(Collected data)
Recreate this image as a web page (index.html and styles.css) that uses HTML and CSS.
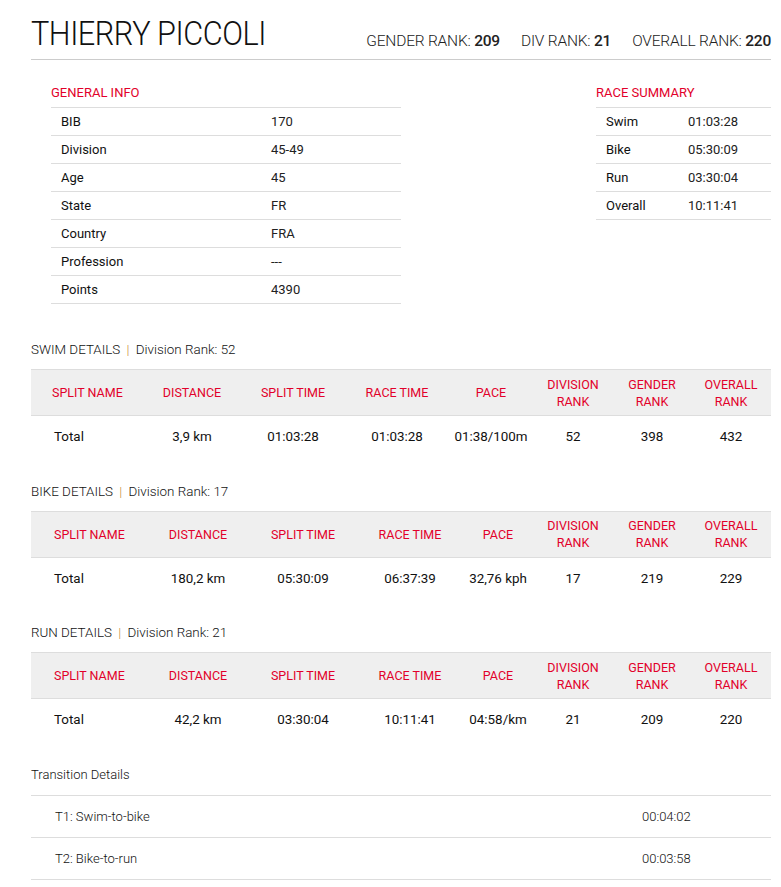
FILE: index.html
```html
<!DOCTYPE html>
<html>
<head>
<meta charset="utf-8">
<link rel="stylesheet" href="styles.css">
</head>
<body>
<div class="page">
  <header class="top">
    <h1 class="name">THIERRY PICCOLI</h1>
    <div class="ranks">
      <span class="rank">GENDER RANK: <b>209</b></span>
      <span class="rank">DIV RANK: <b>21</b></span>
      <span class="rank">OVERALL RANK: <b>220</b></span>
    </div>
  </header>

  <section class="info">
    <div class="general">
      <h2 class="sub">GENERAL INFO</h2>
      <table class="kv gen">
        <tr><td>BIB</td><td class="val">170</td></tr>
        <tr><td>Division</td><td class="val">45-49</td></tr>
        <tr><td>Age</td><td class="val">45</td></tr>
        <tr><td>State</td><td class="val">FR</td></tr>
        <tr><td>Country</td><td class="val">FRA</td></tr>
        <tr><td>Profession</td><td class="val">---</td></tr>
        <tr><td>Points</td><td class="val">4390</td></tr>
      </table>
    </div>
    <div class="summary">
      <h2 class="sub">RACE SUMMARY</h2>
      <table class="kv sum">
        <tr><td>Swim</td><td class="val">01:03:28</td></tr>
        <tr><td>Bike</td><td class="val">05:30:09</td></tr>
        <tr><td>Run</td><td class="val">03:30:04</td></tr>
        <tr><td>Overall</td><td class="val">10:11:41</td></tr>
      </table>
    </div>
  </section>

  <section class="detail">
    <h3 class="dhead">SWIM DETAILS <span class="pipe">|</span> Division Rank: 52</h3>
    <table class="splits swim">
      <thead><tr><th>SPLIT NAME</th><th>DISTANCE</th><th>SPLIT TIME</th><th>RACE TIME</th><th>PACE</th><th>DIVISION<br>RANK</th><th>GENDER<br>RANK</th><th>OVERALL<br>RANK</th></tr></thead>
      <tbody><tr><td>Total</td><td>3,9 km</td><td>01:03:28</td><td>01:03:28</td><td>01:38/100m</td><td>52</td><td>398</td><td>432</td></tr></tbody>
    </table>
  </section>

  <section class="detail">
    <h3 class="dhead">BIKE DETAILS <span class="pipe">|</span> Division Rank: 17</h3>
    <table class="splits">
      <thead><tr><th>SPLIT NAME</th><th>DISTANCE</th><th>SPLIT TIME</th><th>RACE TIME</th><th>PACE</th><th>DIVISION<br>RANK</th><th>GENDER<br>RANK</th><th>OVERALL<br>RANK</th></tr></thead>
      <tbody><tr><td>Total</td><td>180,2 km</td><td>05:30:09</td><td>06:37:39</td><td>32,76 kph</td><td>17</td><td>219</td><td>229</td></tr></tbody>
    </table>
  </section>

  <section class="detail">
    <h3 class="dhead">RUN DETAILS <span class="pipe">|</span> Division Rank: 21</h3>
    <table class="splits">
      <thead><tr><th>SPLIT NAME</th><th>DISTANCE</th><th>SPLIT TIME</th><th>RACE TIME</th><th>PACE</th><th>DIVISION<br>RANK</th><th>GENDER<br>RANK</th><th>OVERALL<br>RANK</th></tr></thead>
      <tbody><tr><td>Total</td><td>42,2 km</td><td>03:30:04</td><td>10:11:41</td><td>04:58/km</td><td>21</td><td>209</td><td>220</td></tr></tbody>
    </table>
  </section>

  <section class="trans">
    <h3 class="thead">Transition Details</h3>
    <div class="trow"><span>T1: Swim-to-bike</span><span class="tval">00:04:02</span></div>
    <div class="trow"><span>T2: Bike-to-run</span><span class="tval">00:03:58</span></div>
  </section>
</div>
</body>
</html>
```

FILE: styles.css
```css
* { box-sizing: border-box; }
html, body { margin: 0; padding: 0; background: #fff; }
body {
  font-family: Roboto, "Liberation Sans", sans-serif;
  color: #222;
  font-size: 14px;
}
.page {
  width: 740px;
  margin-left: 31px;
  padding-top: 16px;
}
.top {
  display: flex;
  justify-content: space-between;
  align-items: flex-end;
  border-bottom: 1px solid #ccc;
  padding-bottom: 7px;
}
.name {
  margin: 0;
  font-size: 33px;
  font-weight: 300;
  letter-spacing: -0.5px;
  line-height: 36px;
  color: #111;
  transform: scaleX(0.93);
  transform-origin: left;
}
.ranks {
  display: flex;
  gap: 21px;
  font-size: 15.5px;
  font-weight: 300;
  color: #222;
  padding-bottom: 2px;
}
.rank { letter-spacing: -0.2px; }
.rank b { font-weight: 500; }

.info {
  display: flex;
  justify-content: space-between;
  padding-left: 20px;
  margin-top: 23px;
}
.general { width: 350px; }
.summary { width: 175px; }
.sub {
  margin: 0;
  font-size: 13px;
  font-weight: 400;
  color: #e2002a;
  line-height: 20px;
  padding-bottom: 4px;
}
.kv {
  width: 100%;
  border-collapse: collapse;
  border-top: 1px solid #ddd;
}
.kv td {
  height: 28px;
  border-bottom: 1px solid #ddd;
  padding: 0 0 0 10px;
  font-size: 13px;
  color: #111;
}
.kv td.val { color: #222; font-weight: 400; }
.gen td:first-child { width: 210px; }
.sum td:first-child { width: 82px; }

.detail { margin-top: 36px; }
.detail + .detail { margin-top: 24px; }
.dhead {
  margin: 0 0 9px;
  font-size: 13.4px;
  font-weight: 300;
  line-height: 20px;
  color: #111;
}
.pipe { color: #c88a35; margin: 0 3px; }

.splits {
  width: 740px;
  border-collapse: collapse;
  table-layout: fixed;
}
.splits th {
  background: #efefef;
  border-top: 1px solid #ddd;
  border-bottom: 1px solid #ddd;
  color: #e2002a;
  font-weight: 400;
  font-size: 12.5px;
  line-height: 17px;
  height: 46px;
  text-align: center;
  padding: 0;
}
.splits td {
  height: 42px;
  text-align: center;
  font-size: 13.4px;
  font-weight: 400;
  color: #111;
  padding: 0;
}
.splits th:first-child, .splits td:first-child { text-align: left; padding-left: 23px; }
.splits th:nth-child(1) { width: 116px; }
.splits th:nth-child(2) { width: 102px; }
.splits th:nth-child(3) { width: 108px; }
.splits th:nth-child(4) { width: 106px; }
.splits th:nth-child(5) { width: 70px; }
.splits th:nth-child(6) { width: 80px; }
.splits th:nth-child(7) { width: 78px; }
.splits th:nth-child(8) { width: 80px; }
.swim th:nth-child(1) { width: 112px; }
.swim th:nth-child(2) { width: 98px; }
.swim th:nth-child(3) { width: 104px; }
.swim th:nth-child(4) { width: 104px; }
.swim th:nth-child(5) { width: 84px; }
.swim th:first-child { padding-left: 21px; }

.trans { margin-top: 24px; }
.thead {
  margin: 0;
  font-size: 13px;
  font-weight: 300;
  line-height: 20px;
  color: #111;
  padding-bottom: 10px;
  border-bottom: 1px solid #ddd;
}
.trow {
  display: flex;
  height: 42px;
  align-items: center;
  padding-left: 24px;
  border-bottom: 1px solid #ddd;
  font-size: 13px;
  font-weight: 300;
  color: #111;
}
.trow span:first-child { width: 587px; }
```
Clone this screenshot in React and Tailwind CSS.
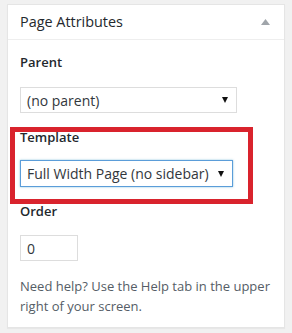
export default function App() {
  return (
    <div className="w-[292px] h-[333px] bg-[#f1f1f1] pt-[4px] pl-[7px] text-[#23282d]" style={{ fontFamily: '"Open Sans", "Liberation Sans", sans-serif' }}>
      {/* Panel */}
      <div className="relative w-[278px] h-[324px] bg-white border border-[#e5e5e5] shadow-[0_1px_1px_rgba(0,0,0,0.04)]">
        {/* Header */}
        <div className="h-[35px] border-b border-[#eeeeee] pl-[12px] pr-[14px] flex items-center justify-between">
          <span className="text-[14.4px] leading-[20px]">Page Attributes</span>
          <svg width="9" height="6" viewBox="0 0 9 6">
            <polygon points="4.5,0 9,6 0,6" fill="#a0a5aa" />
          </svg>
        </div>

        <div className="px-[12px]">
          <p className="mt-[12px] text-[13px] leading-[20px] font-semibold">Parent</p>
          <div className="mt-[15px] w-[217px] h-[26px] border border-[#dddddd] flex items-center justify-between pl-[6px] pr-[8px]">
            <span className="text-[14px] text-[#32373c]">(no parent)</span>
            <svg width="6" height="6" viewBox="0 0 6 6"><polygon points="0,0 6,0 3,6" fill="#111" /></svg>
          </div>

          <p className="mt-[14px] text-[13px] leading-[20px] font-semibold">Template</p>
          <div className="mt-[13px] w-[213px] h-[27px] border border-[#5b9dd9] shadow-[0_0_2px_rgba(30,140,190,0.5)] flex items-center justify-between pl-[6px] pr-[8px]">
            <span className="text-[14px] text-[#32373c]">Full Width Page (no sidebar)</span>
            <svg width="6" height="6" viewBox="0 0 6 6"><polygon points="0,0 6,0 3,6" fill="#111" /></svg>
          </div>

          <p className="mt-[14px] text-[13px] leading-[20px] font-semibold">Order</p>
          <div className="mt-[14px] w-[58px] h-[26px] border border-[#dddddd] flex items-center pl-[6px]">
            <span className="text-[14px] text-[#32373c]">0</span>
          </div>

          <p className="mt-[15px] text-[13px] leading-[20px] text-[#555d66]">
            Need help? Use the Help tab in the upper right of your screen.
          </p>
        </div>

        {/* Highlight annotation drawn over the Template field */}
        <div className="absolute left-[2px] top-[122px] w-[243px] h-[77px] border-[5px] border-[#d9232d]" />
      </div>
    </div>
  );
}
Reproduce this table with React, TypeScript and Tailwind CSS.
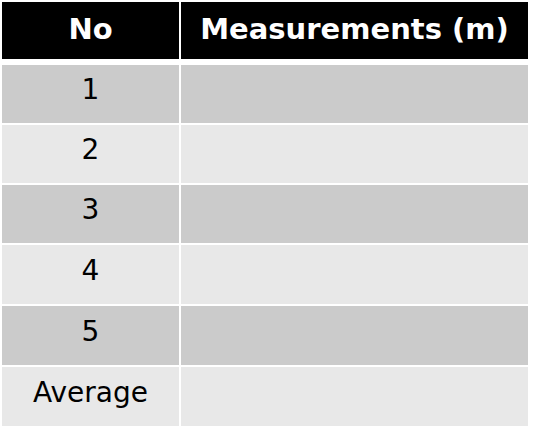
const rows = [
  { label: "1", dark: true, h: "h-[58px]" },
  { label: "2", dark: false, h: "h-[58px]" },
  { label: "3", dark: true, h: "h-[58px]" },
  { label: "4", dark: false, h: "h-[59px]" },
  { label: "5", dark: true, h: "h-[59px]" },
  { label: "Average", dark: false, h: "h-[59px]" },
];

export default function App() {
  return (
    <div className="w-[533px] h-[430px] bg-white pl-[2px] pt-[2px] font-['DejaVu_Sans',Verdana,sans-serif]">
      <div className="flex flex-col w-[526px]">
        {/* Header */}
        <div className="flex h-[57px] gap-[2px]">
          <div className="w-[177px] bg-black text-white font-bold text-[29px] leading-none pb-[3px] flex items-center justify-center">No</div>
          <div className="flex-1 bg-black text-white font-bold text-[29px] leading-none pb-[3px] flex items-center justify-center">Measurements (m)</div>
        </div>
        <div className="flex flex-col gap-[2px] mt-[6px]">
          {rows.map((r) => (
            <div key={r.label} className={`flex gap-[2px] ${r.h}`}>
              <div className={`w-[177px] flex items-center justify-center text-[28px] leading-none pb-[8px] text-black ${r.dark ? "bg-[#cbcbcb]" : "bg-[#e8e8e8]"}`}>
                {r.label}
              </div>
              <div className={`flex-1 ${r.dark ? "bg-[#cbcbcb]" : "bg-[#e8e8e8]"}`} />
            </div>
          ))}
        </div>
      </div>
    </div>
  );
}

> [Task]: Filter the entries and copy out every line with the word "this".

> [Solved exercise]:
Recreate this image as a web page (index.html and styles.css) that uses HTML and CSS.
Clone this screenshot in React and Tailwind CSS.
Reproduce this table with React, TypeScript and Tailwind CSS.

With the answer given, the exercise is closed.